Pham believes it’s her responsibility as a future elder in her family to create conditions in the present day that will allow her children, her grandchildren, and perhaps even herself to flourish in the future. “If I am lucky, I’ll be reborn as a human being again in a subsequent life… and I will be inheriting a polluted Earth [if we don’t do anything about climate change],” Pham said. “So it’s in my best interest to take care of this Earth, because I may suffer under those [degraded] conditions.” 

Reading an article about EVs took her back to the festival where she first saw a Nissan Leaf. “I just drive around town,” Pham said. “I don’t need a gas guzzling vehicle to do that, right?” It took more than a month to convince her husband to sell his relatively new SUV so they could replace it with a 2013 Nissan Leaf. They installed a level two charger in their home when they initially leased the Leaf and eventually bought it when the lease term was up.
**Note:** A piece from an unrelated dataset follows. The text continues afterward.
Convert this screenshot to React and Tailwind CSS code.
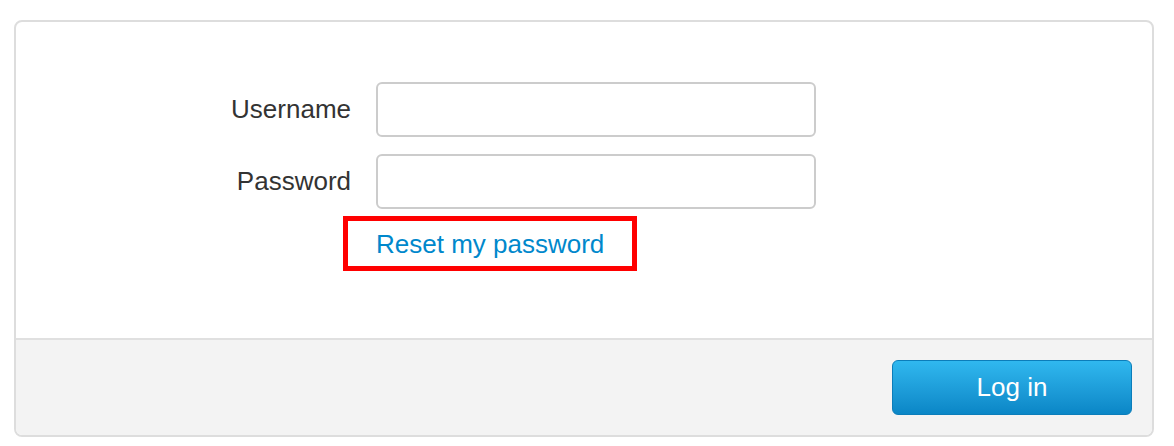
export default function App() {
    const font = { fontFamily: '"Liberation Sans", Arial, sans-serif' };

    return (
        <div className="bg-white min-h-screen pt-[20px] pl-[14px]" style={font}>
            <div className="w-[1140px] border-2 border-[#dddddd] rounded-[8px] overflow-hidden bg-white">
                <div className="pt-[60px] pb-[67px] flex flex-col">
                    <div className="flex items-center">
                        <label className="w-[360px] pr-[25px] text-right text-[26px] text-[#333333]">Username</label>
                        <input type="text" className="w-[440px] h-[55px] border-2 border-[#cccccc] rounded-[6px] bg-white outline-none" />
                    </div>
                    <div className="flex items-center mt-[17px]">
                        <label className="w-[360px] pr-[25px] text-right text-[26px] text-[#333333]">Password</label>
                        <input type="password" className="w-[440px] h-[55px] border-2 border-[#cccccc] rounded-[6px] bg-white outline-none" />
                    </div>
                    <div className="flex mt-[7px]">
                        <div className="ml-[327px] border-[5px] border-[#ff0000] h-[55px] w-[294px] pl-[28px] flex items-center">
                            <a href="#" className="text-[26px] leading-none text-[#0088cc]">Reset my password</a>
                        </div>
                    </div>
                </div>
                <div className="border-t-2 border-[#e0e0e0] bg-[#f3f3f3] px-[20px] py-[20px] flex justify-end">
                    <button className="w-[240px] h-[55px] rounded-[6px] border border-[#0b7dba] bg-gradient-to-b from-[#30b8ef] to-[#0a86c6] text-white text-[26px]">
                        Log in
                    </button>
                </div>
            </div>
        </div>
    );
}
Buying an EV made financial sense for Pham’s family, too. First of all, they bought an EV model they could afford. They kept their minivan for only family road trips and once-a-month trips to Portland to shop at Vietnamese grocery stores. Secondly, they reaped savings immediately. In 2012 and 2013, gas prices rose close to $4 per gallon. As of the writing of this article, the average gallon of gas in Oregon costs $4.30. With their solar panels at home, the EV added about $10 to their electric bill during the hottest summer months, and they saved at least $80 a month in fuel costs.

It didn’t take long for Pham’s husband to fall in love with their Leaf. It’s fun to drive. “He loves it more than I do because he likes to brag about it,” she said. In the early days of owning the Leaf, he would chase down other Leaf owners in parking lots to bond over their EV connection. When they lived in Bend, they drove it at least a couple of times to Mt. Bachelor for skiing trips. They outfitted their EV with studded tires in the winter and used chains whenever they needed extra traction. 

If you can afford it, why not be responsible?

Pham recognizes her family is privileged to be able to make these investments. “If you can afford it, why not be responsible?” She believes we have a responsibility to support new technologies that help address our climate crisis regardless of whether we recoup the costs of those investments. “There’s a cost to just living on this Earth,” she said. “We’re not taking into account the cost associated with the damage [of using fossil fuels].”

She wishes more humans operated with the seventh generation principle in mind; the decisions we make today should result in a sustainable world seven generations into the future. “Indigenous cultures worldwide – they tend to think long term and big picture, and interconnectedness and interdependence,” Pham said. “When you remove humanity from how you consume resources, then you’re only thinking about making money… What’s the point of living if you don’t care about the people that come after you?”

Pham said the Nissan Leaf is a keeper. She and her husband are waiting for the price of batteries to go down so they can swap out the Leaf’s battery pack for a larger one with a longer range. “Because the Leaf has so few components to maintain, it’ll last a long time and we take care of it,” she said. How long? Pham hopes the electric car will be in her family for another 30 years.